How do you say the things you are trying to communicate? 

So often, we mean one thing, but what actually comes out of our mouth is something that either lands wrong or is from a deep seated fear or old trauma. It lands on the other person and before you know it feelings are hurt, emotions are flying and misunderstandings are at an all time high.

Ok, so maybe you don’t miscommunicate but your body language does. 

This reflection exercise allows you to see how you’re showing up in conversations either with what you are saying or what your body language is communicating or both! 

When you view yourself in a conversation, you can become aware of both and understand how you’re really communicating. 

This one is a bit tricky, because you want to stay present in the conversation while also viewing yourself and how you are verbally and non-verbally communicating. 

This exercise is best done by peering down into a conversation of your choice to watch yourself, to listen to yourself, to see yourself. 

It’s a bit of a weird experiment at first because it feels totally un-natural! AND it’s very insightful when you begin to do this. It is a true accelerator for change within. 

As you view how you are speaking, sitting, and what you are saying versus what you actually mean – you can begin to become a better communicator. 

So, sit back and watch first, before you try to make changes.
Observation in this exercise is what empowers you to understand what you are doing, so that you can then shift behaviors or verbiage.

This one is exhausting also, so take it easy on yourself – have patience – change doesn’t happen overnight it’s through consistent dedication and commitment to yourself. 

Reflection Exercise:

Step 1. Identify a conversation where you want to observe yourself in the conversation.
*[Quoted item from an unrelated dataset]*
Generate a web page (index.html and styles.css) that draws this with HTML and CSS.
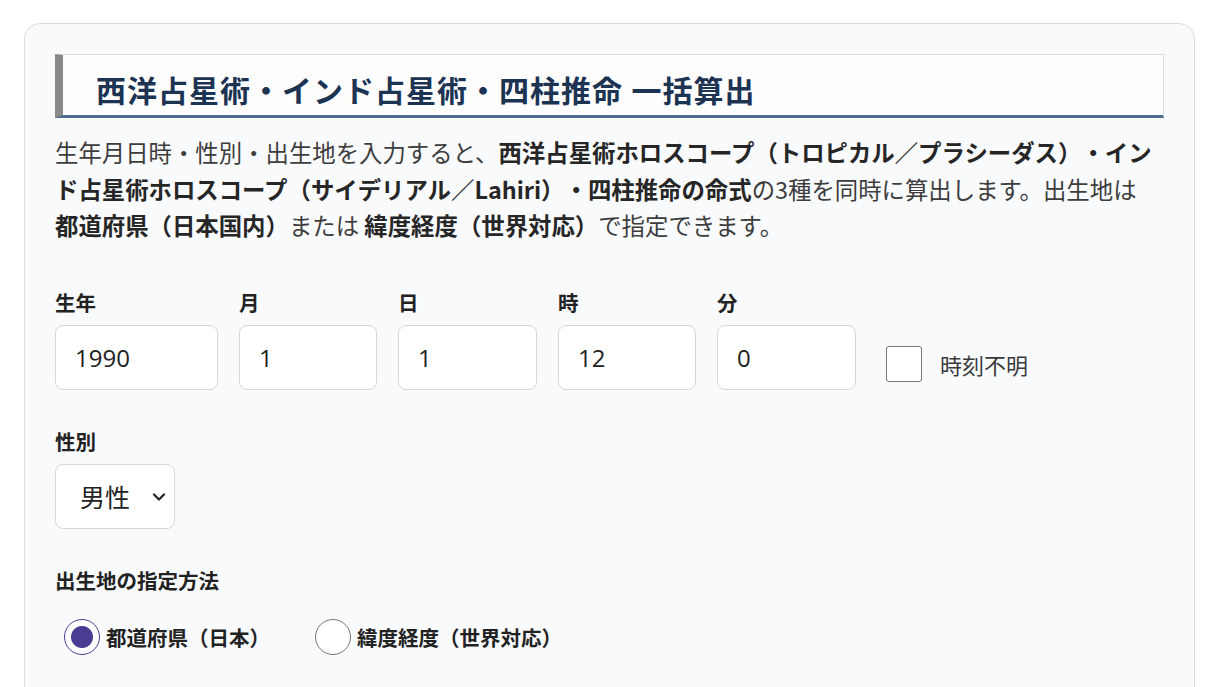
FILE: index.html
```html
<!DOCTYPE html>
<html lang="ja">

<head>
  <meta charset="UTF-8">
  <title>西洋占星術・インド占星術・四柱推命 一括算出</title>
  <link rel="stylesheet" href="styles.css">
</head>

<body>
  <div class="card">
    <h2 class="title">西洋占星術・インド占星術・四柱推命 一括算出</h2>
    <p class="lead">生年月日時・性別・出生地を入力すると、<strong>西洋占星術ホロスコープ（トロピカル／プラシーダス）・インド占星術ホロスコープ（サイデリアル／Lahiri）・四柱推命の命式</strong>の3種を同時に算出します。出生地は <strong>都道府県（日本国内）</strong>または <strong>緯度経度（世界対応）</strong>で指定できます。</p>

    <div class="row birth">
      <div class="field f-year">
        <label>生年</label>
        <input type="text" value="1990">
      </div>
      <div class="field">
        <label>月</label>
        <input type="text" value="1">
      </div>
      <div class="field f-wide">
        <label>日</label>
        <input type="text" value="1">
      </div>
      <div class="field">
        <label>時</label>
        <input type="text" value="12">
      </div>
      <div class="field f-wide">
        <label>分</label>
        <input type="text" value="0">
      </div>
      <label class="check">
        <input type="checkbox">
        <span>時刻不明</span>
      </label>
    </div>

    <div class="group">
      <label>性別</label>
      <span class="select">
        <select>
          <option>男性</option>
          <option>女性</option>
        </select>
        <svg class="chevron" width="14" height="10" viewBox="0 0 14 10">
          <path d="M2 2.5 L7 7.5 L12 2.5" fill="none" stroke="#222" stroke-width="2.2" stroke-linecap="round" stroke-linejoin="round" />
        </svg>
      </span>
    </div>

    <div class="group">
      <label>出生地の指定方法</label>
      <div class="radios">
        <label class="radio"><input type="radio" name="place" checked><span>都道府県（日本）</span></label>
        <label class="radio"><input type="radio" name="place"><span>緯度経度（世界対応）</span></label>
      </div>
    </div>
  </div>
</body>

</html>
```

FILE: styles.css
```css
body,
h2,
p {
  margin: 0;
  padding: 0;
}

body {
  background: #fff;
  font-family: "Open Sans", "Noto Sans CJK JP", sans-serif;
  color: #222;
  /* 括弧・中黒を詰めずに全角幅のまま組む */
  text-spacing-trim: space-all;
}

.card {
  width: 1109px;
  margin: 23px 0 0 24px;
  padding: 30px 30px 60px;
  border: 1px solid #dcdcdc;
  border-radius: 16px;
  background: #f9fafc;
}

/* 見出し：左に太い縦線、下に青いライン */
.title {
  height: 46px;
  padding: 14px 0 0 33px;
  margin-bottom: 16px;
  border-top: 1px solid #dedede;
  border-right: 1px solid #dedede;
  border-left: 8px solid #8a8a8a;
  border-bottom: 3px solid #4f6e8f;
  background: #fdfdfe;
  color: #1c3352;
  font: 700 30px/46px "Liberation Serif", "Noto Sans CJK JP", serif;
  letter-spacing: 1px;
}

.lead {
  font-family: "Noto Sans CJK JP", sans-serif;
  font-size: 23.4px;
  line-height: 36.5px;
  color: #3d3d3d;
}

.lead strong {
  color: #262626;
}

.row {
  display: flex;
  align-items: flex-end;
  gap: 21px;
  margin-top: 43px;
}

.field label,
.group > label {
  display: block;
  font: 700 20.5px/30px "Noto Sans CJK JP", sans-serif;
  color: #222;
  margin-bottom: 8px;
}

.field input {
  box-sizing: border-box;
  width: 138px;
  height: 65px;
  padding: 0 19px;
  border: 1px solid #d7d7d7;
  border-radius: 8px;
  background: #fff;
  font: 24px "Open Sans", sans-serif;
  color: #222;
  outline: none;
}

.f-year input {
  width: 163px;
}

.f-wide input {
  width: 139px;
}

.check {
  display: flex;
  align-items: center;
  gap: 18px;
  margin: 0 0 8px 9px;
  font: 22px/36px "Noto Sans CJK JP", sans-serif;
  color: #3a3a3a;
}

.check input {
  appearance: none;
  width: 36px;
  height: 36px;
  margin: 0;
  border: 1.5px solid #767676;
  border-radius: 3px;
  background: #fff;
}

.group {
  margin-top: 36px;
}

.select {
  position: relative;
  display: inline-block;
}

.select select {
  appearance: none;
  box-sizing: border-box;
  width: 120px;
  height: 65px;
  padding: 0 0 0 24px;
  border: 1px solid #d7d7d7;
  border-radius: 8px;
  background: #fff;
  font: 25px "Noto Sans CJK JP", sans-serif;
  color: #222;
  outline: none;
}

.chevron {
  position: absolute;
  right: 9px;
  top: 28px;
  pointer-events: none;
}

.radios {
  display: flex;
  gap: 45px;
  margin: 24px 0 0 9px;
}

.radio {
  display: flex;
  align-items: center;
  gap: 6px;
  font: 700 20.5px/36px "Noto Sans CJK JP", sans-serif;
  color: #222;
}

.radio input {
  appearance: none;
  box-sizing: border-box;
  width: 36px;
  height: 36px;
  margin: 0;
  border: 1.5px solid #767676;
  border-radius: 50%;
  background: #fff;
}

.radio input:checked {
  border-color: #4b3c8e;
  background: radial-gradient(circle, #4b3c93 0 10.5px, #fff 11.5px);
}
```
Step 2. Pull out of the conversation as if you are viewing the conversation from a 3rd party point of view – I tend to like to look from above but this may be different for you. 
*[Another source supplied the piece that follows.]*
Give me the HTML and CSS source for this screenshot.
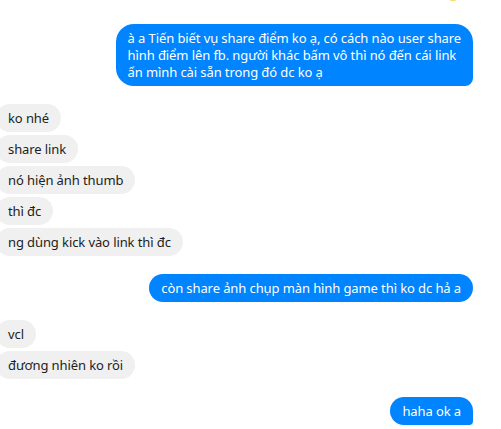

Step 3. See yourself in the conversation, without judgment. 

  • How are you sitting or standing? 
    1. Is your back straight or are you slumped?
    2. Are you engaged or tuned out?
  • What facial expressions do you have?
  • What are you saying?
  • How is your body language in the moment?

Step 4: Watch yourself in this conversation

Step 5: Watch the other person in this conversation – how are they interacting with you?

Are they comfortably receiving what you are communicating or are they on the defensive?

Create a goal with yourself to practice this with one conversation a day for primal insight into yourself and how you are showing up in conversations.